For compound indexes, direction matters for sort operations:
// Index: { price: 1, rating: -1 }
// This means: sort by price ascending, then rating descending
// These sorts are supported:
db.products.find({}).sort({ price: 1, rating: -1 }); // ✅ Matches index
db.products.find({}).sort({ price: -1, rating: 1 }); // ✅ Reverse of index (OK)
// These sorts are NOT supported:
db.products.find({}).sort({ price: 1, rating: 1 }); // ❌ Mismatch
db.products.find({}).sort({ price: -1, rating: -1 }); // ❌ Mismatch
10. Covered Queries
A query is "covered" when the index contains ALL fields the query needs — MongoDB never reads the actual documents:
// Index: { email: 1, name: 1 }
// Covered query — only needs fields in the index
db.users.find(
{ email: "alice@example.com" }, // Filter: in index
{ email: 1, name: 1, _id: 0 } // Projection: in index, _id excluded
);
// totalDocsExamined: 0 (never reads documents — fastest possible)
// NOT covered — needs 'age' which is not in the index
db.users.find(
{ email: "alice@example.com" },
{ email: 1, name: 1, age: 1, _id: 0 } // 'age' requires document read
);
11. Index Intersection
MongoDB can sometimes combine multiple single-field indexes:
// Indexes: { status: 1 } and { createdAt: 1 }
// MongoDB MAY use both for:
db.orders.find({ status: "active", createdAt: { $gte: date } });
// But a compound index { status: 1, createdAt: 1 } is almost always faster
In practice: Do not rely on index intersection. Create compound indexes for common query patterns.
12. When NOT to Index
| Scenario | Reason |
|---|---|
| Small collections (< 1000 docs) | Collection scan is fast enough |
| Write-heavy, read-light collections | Indexes slow down every write |
| Fields with low selectivity | { gender: 1 } — only 2-3 values, index barely helps |
| Fields rarely used in queries | Unused index wastes RAM and slows writes |
| Rapidly changing fields | Index constantly rebuilt |
13. Mongoose Index Definition
const productSchema = new mongoose.Schema({
name: { type: String, required: true },
price: { type: Number, required: true },
category: { type: String, required: true },
tags: [String],
description: String,
seller: { type: mongoose.Schema.Types.ObjectId, ref: 'User' },
createdAt: { type: Date, default: Date.now },
});
// Single-field indexes
productSchema.index({ price: 1 });
productSchema.index({ category: 1 });
// Compound index
productSchema.index({ category: 1, price: -1 });
// Text index
productSchema.index({ name: 'text', description: 'text' });
// Unique compound index
productSchema.index({ seller: 1, name: 1 }, { unique: true });
// Partial index
productSchema.index(
{ price: 1 },
{ partialFilterExpression: { price: { $exists: true } } }
);
// TTL index
productSchema.index({ createdAt: 1 }, { expireAfterSeconds: 2592000 }); // 30 days
const Product = mongoose.model('Product', productSchema);
Auto-Index Behavior
// By default, Mongoose calls createIndex for each index in the schema
// when the model is first used. In production, disable auto-indexing:
mongoose.connect(uri, { autoIndex: false });
// Or per-schema:
const schema = new mongoose.Schema({...}, { autoIndex: false });
// Then create indexes manually during deployment:
// await Product.createIndexes();
Key Takeaways
- Indexes trade write speed for read speed — every insert/update must update all indexes
- Compound index field order matters — queries must use a prefix of the index fields
- Use unique indexes to enforce data constraints at the database level
- TTL indexes auto-delete expired documents (sessions, tokens, logs)
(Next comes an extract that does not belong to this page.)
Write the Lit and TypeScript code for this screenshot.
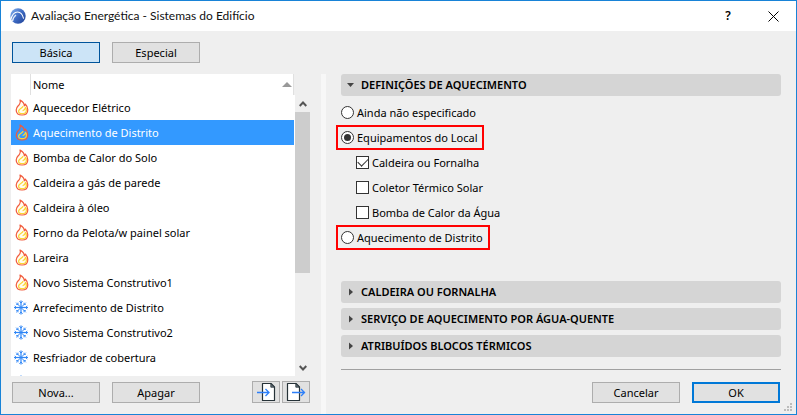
import { LitElement, html, svg, css } from "lit";
import { customElement, state } from "lit/decorators.js";
import { classMap } from "lit/directives/class-map.js";

type Kind = "heat" | "cool";
interface SystemRow {
  name: string;
  kind: Kind;
}

const SYSTEMS: SystemRow[] = [
  { name: "Aquecedor Elétrico", kind: "heat" },
  { name: "Aquecimento de Distrito", kind: "heat" },
  { name: "Bomba de Calor do Solo", kind: "heat" },
  { name: "Caldeira a gás de parede", kind: "heat" },
  { name: "Caldeira à óleo", kind: "heat" },
  { name: "Forno da Pelota/w painel solar", kind: "heat" },
  { name: "Lareira", kind: "heat" },
  { name: "Novo Sistema Construtivo1", kind: "heat" },
  { name: "Arrefecimento de Distrito", kind: "cool" },
  { name: "Novo Sistema Construtivo2", kind: "cool" },
  { name: "Resfriador de cobertura", kind: "cool" },
  { name: "", kind: "cool" },
];

const flame = (selected: boolean) => html`<svg width="14" height="17" viewBox="0 0 14 17" aria-hidden="true">
  <path d="M5 1C8 2.600 9.300 4.800 9.300 6.800C10 6.400 10.200 5.800 10.200 5C12 6.800 12.800 8.800 12.800 10.700C12.800 14 10.400 16 7 16C3.600 16 1.200 14 1.200 10.900C1.200 8.200 3 7 4.500 5.300C5.600 3.900 5.600 2.600 5 1Z"
    fill="${selected ? "#3399ff" : "#fffdf0"}" stroke="#f15a3c" stroke-width="1.200" stroke-linejoin="round"/>
  <path d="M8 7C8 9.200 4.200 9.400 3.600 12C3.600 13.700 5 14.700 7 14.700C9.600 14.700 11.400 13.200 11.400 10.900C11.400 9.900 11 9 10.500 8.400C10.300 10.200 9.500 11.200 7.600 11.800"
    fill="none" stroke="#fbd536" stroke-width="1.200" stroke-linejoin="round"/>
</svg>`;

const flake = html`<svg width="14" height="15" viewBox="0 0 14 15" aria-hidden="true">
  <g fill="none" stroke="#2f86f6">
    ${[0, 90, 180, 270].map(
      (a) => svg`<g transform="rotate(${a} 7 7.500)">
        <path stroke-width="1.200" d="M7 7.500V0.500"/>
        <path stroke-width="0.900" d="M5.300 1.300L7 3L8.700 1.300"/>
        <path stroke-width="1" d="M7 7.500L11.800 2.700"/>
        <path stroke-width="0.800" d="M10 2.600V4.500H11.900"/>
      </g>`
    )}
  </g>
</svg>`;

const pageIcon = (out: boolean) => html`<svg width="20" height="20" viewBox="0 0 20 20" aria-hidden="true">
  <path d="${out ? "M1.500 1.500H10L13.500 5V18.500H1.500Z" : "M6.500 1.500H15L18.500 5V18.500H6.500Z"}"
    fill="#fff" stroke="#263238" stroke-width="1.200" stroke-linejoin="round"/>
  <path d="${out ? "M9.800 1.500V5.200H13.500Z" : "M14.800 1.500V5.200H18.500Z"}" fill="#67727a" stroke="#263238" stroke-width="0.800"/>
  <path d="${out ? "M6 10.500H18.500M15 7L18.500 10.500L15 14" : "M1 10.500H13M9.500 7L13 10.500L9.500 14"}"
    fill="none" stroke="#2d7ff9" stroke-width="1.300"/>
</svg>`;

const logo = html`<svg width="16" height="16" viewBox="0 0 16 16" aria-hidden="true">
  <defs>
    <linearGradient id="globe" x1="0" y1="0" x2="1" y2="0.800">
      <stop offset="0" stop-color="#86b4f0"/>
      <stop offset="0.550" stop-color="#3f6cc4"/>
      <stop offset="1" stop-color="#23469c"/>
    </linearGradient>
  </defs>
  <circle cx="8" cy="8" r="7.700" fill="url(#globe)"/>
  <path d="M0.800 11.500C2 6.800 4.600 4 7.600 4C10.800 4 12.600 6.600 13.600 10.600" fill="none" stroke="#fff" stroke-width="1.100"/>
  <path d="M2.400 13.400C3 10.500 4.200 8.200 6 7" fill="none" stroke="#e4ecf9" stroke-width="1.400"/>
</svg>`;

@customElement("app-root")
export class AppRoot extends LitElement {
  @state() private selected = 1;
  @state() private source = "local";

  static styles = css`
    :host {
      display: block;
      font: 11px/16px "Noto Sans", "Open Sans", sans-serif;
      color: #000;
    }
    * { box-sizing: border-box; }
    svg { display: block; flex: none; }
    button, input { font: inherit; color: inherit; margin: 0; padding: 0; }
    .dialog {
      position: relative;
      display: flex;
      flex-direction: column;
      height: 100vh;
      border: 1px solid #1883d7;
      background: #efefef;
    }
    .titlebar {
      display: flex;
      align-items: center;
      flex: none;
      gap: 5px;
      height: 30px;
      padding: 0 11px 0 9px;
      background: #fff;
    }
    .title { flex: 1; margin: 0; font-family: Lato, "Noto Sans", sans-serif; font-size: 12px; font-weight: 400; color: #111; }
    .caption {
      display: grid;
      place-items: center;
      width: 24px;
      height: 24px;
      border: 0;
      background: none;
      font-size: 12px;
      font-weight: 600;
    }
    .captions { display: flex; gap: 21px; }
    .content { display: flex; flex: 1; min-height: 0; }
    .left {
      display: flex;
      flex-direction: column;
      flex: none;
      width: 320px;
      padding: 11px 11px 11px 10px;
    }
    .right {
      display: flex;
      flex-direction: column;
      flex: 1;
      min-width: 0;
      padding: 43px 15px 11px 15px;
    }
    .divider { flex: none; width: 5px; margin-top: 43px; background: #f7f7f7; }
    .row { display: flex; align-items: flex-end; gap: 12px; padding-left: 1px; }
    .btn {
      width: 88px;
      height: 21px;
      border: 1px solid #adadad;
      background: #e1e1e1;
      line-height: 16px;
    }
    .btn.active { border-color: #00549b; background: #cce4f7; }
    .btn.primary { border: 2px solid #0078d7; }
    .list { display: flex; flex: 1; min-height: 0; margin: 11px 0 5px; }
    .viewport { flex: 1; overflow: hidden; background: #fff; }
    table { width: 100%; border-collapse: separate; border-spacing: 0; table-layout: fixed; }
    th, td { padding: 0; text-align: left; font-weight: 400; white-space: nowrap; }
    th { height: 21px; border-right: 1px solid #e0e0e0; }
    td { height: 25px; }
    .icon-col { width: 20px; }
    td.icon-col { padding-left: 3px; }
    td.heat { padding-left: 4px; }
    .name-col { padding-left: 2px; }
    .head { display: flex; align-items: center; justify-content: space-between; padding-right: 1px; }
    tr.selected { background: #3399ff; color: #fff; }
    .scrollbar {
      display: flex;
      flex-direction: column;
      width: 16px;
      margin-top: 21px;
      border-left: 1px solid #fff;
    }
    .arrow { display: grid; place-items: center; height: 17px; }
    .track { flex: 1; }
    .thumb { height: 65%; background: #cdcdcd; }
    .tools { display: flex; gap: 2px; margin-left: auto; }
    .tool {
      display: grid;
      place-items: center;
      width: 28px;
      height: 22px;
      border: 1px solid #adadad;
      background: #e1e1e1;
    }
    .section {
      display: flex;
      align-items: center;
      flex: none;
      gap: 7px;
      width: 100%;
      height: 22px;
      padding: 0 6px;
      border: 0;
      border-radius: 3px;
      background: #d5d5d5;
      font-weight: 600;
      text-align: left;
    }
    .options {
      display: flex;
      flex-direction: column;
      align-items: flex-start;
      margin: 4px 0 0 -5px;
      padding: 0;
      border: 0;
    }
    .option {
      display: flex;
      align-items: center;
      gap: 3px;
      height: 25px;
      padding: 0 5px 0 3px;
      border: 2px solid transparent;
    }
    .option.marked { border-color: #ff0000; }
    .option.nested { margin-left: 15px; }
    .mark {
      appearance: none;
      display: grid;
      place-items: center;
      flex: none;
      width: 13px;
      height: 13px;
      border: 1px solid #333;
      background: #fff;
    }
    .mark[type="radio"] { border-radius: 50%; }
    .mark[type="radio"]:checked::before {
      content: "";
      width: 7px;
      height: 7px;
      border-radius: 50%;
      background: #333;
    }
    .mark[type="checkbox"]:checked::before {
      content: "";
      width: 9px;
      height: 5px;
      margin-bottom: 3px;
      border: solid #333;
      border-width: 0 0 1px 1px;
      transform: rotate(-45deg);
    }
    .sections { display: flex; flex-direction: column; gap: 5px; margin-top: auto; }
    .rule { width: 100%; height: 1px; margin: 12px 0; border: 0; background: #a0a0a0; }
    .footer { display: flex; justify-content: flex-end; gap: 12px; padding-right: 1px; }
    .grip { position: absolute; right: 4px; bottom: 3px; }
  `;

  private section(label: string, open = false) {
    return html`<button class="section" aria-expanded=${open ? "true" : "false"}>
      <svg width="7" height="8" viewBox="0 0 7 8" aria-hidden="true">
        <path d=${open ? "M0 2H7L3.5 6Z" : "M2 0.500V7.500L6 4Z"} fill="#444"/>
      </svg>
      <span>${label}</span>
    </button>`;
  }

  private radio(value: string, label: string, marked = false) {
    return html`<label class=${classMap({ option: true, marked })}>
      <input class="mark" type="radio" name="source" .checked=${this.source === value}
        @change=${() => (this.source = value)} />
      <span>${label}</span>
    </label>`;
  }

  private check(label: string, checked = false) {
    return html`<label class="option nested">
      <input class="mark" type="checkbox" ?checked=${checked} />
      <span>${label}</span>
    </label>`;
  }

  render() {
    return html`
      <div class="dialog" role="dialog" aria-labelledby="title">
        <header class="titlebar">
          ${logo}
          <h1 class="title" id="title">Avaliação Energética - Sistemas do Edifício</h1>
          <div class="captions">
            <button class="caption">?</button>
            <button class="caption" aria-label="Fechar">
              <svg width="11" height="11" viewBox="0 0 11 11"><path d="M0.500 0.500L10.500 10.500M10.500 0.500L0.500 10.500" stroke="#000"/></svg>
            </button>
          </div>
        </header>
        <div class="content">
          <section class="left">
            <div class="row">
              <button class="btn active">Básica</button>
              <button class="btn">Especial</button>
            </div>
            <div class="list">
              <div class="viewport">
                <table>
                  <thead>
                    <tr>
                      <th class="icon-col"></th>
                      <th class="name-col">
                        <div class="head">
                          <span>Nome</span>
                          <svg width="10" height="5" viewBox="0 0 10 5" aria-hidden="true"><path d="M0 5L5 0L10 5Z" fill="#999"/></svg>
                        </div>
                      </th>
                    </tr>
                  </thead>
                  <tbody>
                    ${SYSTEMS.map(
                      (s, i) => html`<tr class=${classMap({ selected: i === this.selected })} @click=${() => (this.selected = i)}>
                        <td class="icon-col ${s.kind}">${s.kind === "heat" ? flame(i === this.selected) : flake}</td>
                        <td class="name-col">${s.name}</td>
                      </tr>`
                    )}
                  </tbody>
                </table>
              </div>
              <div class="scrollbar" aria-hidden="true">
                <div class="arrow">
                  <svg width="8" height="6" viewBox="0 0 8 6"><path d="M0.700 5L4 1.500L7.300 5" fill="none" stroke="#555" stroke-width="2"/></svg>
                </div>
                <div class="track"><div class="thumb"></div></div>
                <div class="arrow">
                  <svg width="8" height="6" viewBox="0 0 8 6"><path d="M0.700 1L4 4.500L7.300 1" fill="none" stroke="#555" stroke-width="2"/></svg>
                </div>
              </div>
            </div>
            <div class="row">
              <button class="btn">Nova...</button>
              <button class="btn">Apagar</button>
              <div class="tools">
                <button class="tool" aria-label="Importar">${pageIcon(false)}</button>
                <button class="tool" aria-label="Exportar">${pageIcon(true)}</button>
              </div>
            </div>
          </section>
          <div class="divider"></div>
          <section class="right">
            ${this.section("DEFINIÇÕES DE AQUECIMENTO", true)}
            <fieldset class="options">
              ${this.radio("none", "Ainda não especificado")}
              ${this.radio("local", "Equipamentos do Local", true)}
              ${this.check("Caldeira ou Fornalha", true)}
              ${this.check("Coletor Térmico Solar")}
              ${this.check("Bomba de Calor da Água")}
              ${this.radio("district", "Aquecimento de Distrito", true)}
            </fieldset>
            <div class="sections">
              ${this.section("CALDEIRA OU FORNALHA")}
              ${this.section("SERVIÇO DE AQUECIMENTO POR ÁGUA-QUENTE")}
              ${this.section("ATRIBUÍDOS BLOCOS TÉRMICOS")}
            </div>
            <hr class="rule" />
            <div class="footer">
              <button class="btn">Cancelar</button>
              <button class="btn primary">OK</button>
            </div>
          </section>
        </div>
        <svg class="grip" width="8" height="8" viewBox="0 0 8 8" aria-hidden="true">
          <path d="M6 0h2v2h-2zM6 3h2v2h-2zM3 3h2v2h-2zM6 6h2v2h-2zM3 6h2v2h-2zM0 6h2v2h-2z" fill="#bcbcbc"/>
        </svg>
      </div>
    `;
  }
}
- Covered queries are the fastest — index contains all needed fields
- Do not over-index — unused indexes waste RAM and slow writes
- Disable auto-indexing in production — create indexes during deployment
Explain-It Challenge
You are designing the database for an e-commerce platform with 10 million products. Users can search products by name, filter by category and price range, and sort by price or date. Each product belongs to a seller, and sellers can view their own products. Design a complete indexing strategy: list every index you would create, explain why, and identify which queries each index supports. Also explain which indexes you deliberately chose NOT to create and why.